Both this comic and the previous one have titles of a noun followed by a field of research. This comic was also published the day after What-If #152, "Flood Death Valley."
Transcript
- [A four-panel comic featuring Cueball, Megan, and a time-traveler from the distant future, possibly from somewhere other than Earth. The time-traveler is depicted as a solid, floating black dot surrounded by six outwardly-curved segments, surrounded by small dots. In the second panel, the depiction is slightly larger, implying greater focus by Megan and Cueball.]
- [Megan and Cueball walk casually alongside the floating Time-traveller, conversing as they do so.]
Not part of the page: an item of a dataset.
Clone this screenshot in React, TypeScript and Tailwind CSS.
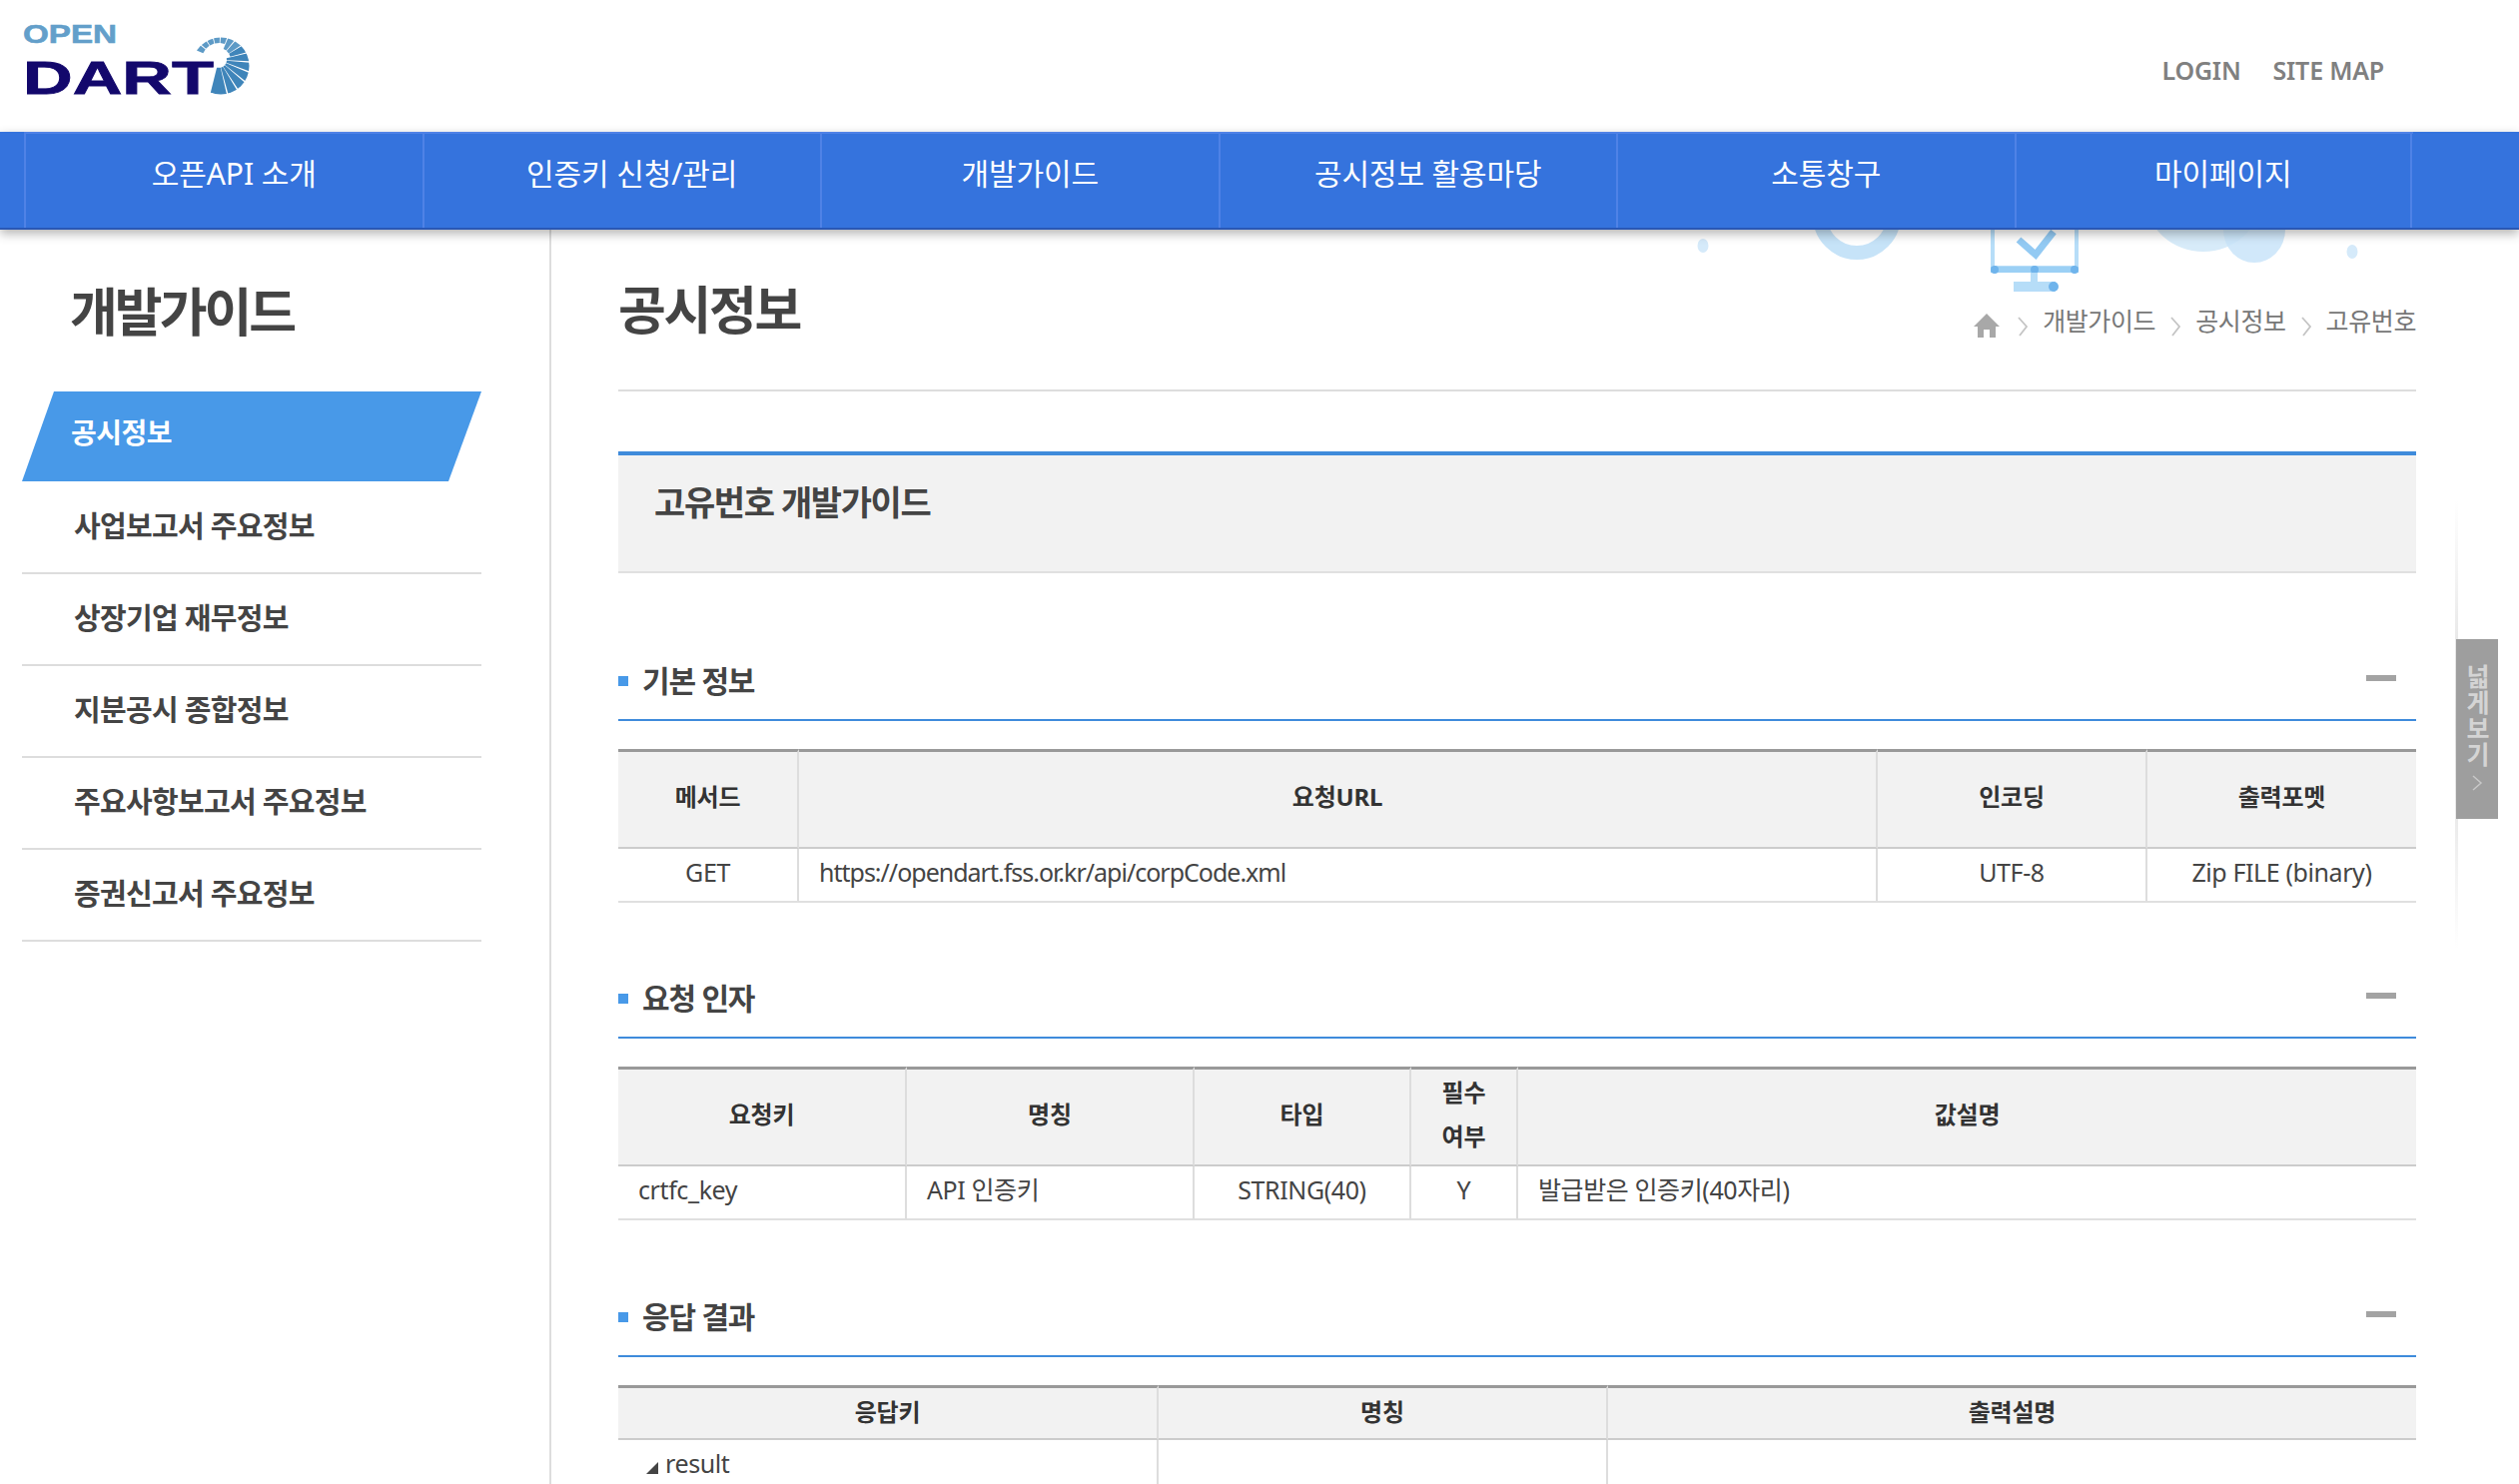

- Megan: Since you're from the future, do you know who wins the election?
- Time-traveller: Haven't the faintest idea. Hardly any text has been recovered from your era,
- so we know little about your history and culture.
- Time-traveller: [Quietly] We're mostly here for the spiders, anyway.
- [The Time-traveller stops. Megan and Cueball focus on the Time-traveller.]
- Time-traveller: There are only two written accounts we've reconstructed.
- Time-traveller: We don't know whether they describe real events or myths.
- [The Time-traveller drifts backward, Megan and Cueball, stop and look back toward the Time-traveller.]
- Time-traveller: One is a story about a man who built a boat to survive a great flood.
- Megan: Oh yeah. Noah.
- Cueball: We do like our flood narratives.
- [The Time-traveller drifts slowly further backward. Megan and Cueball, continue standing as they listen intently.]
- Time-traveller: The other is an account of how a man named Aaron Carter defeated a god named Shaq.
- Megan: That one may have been mangled a bit by the eons.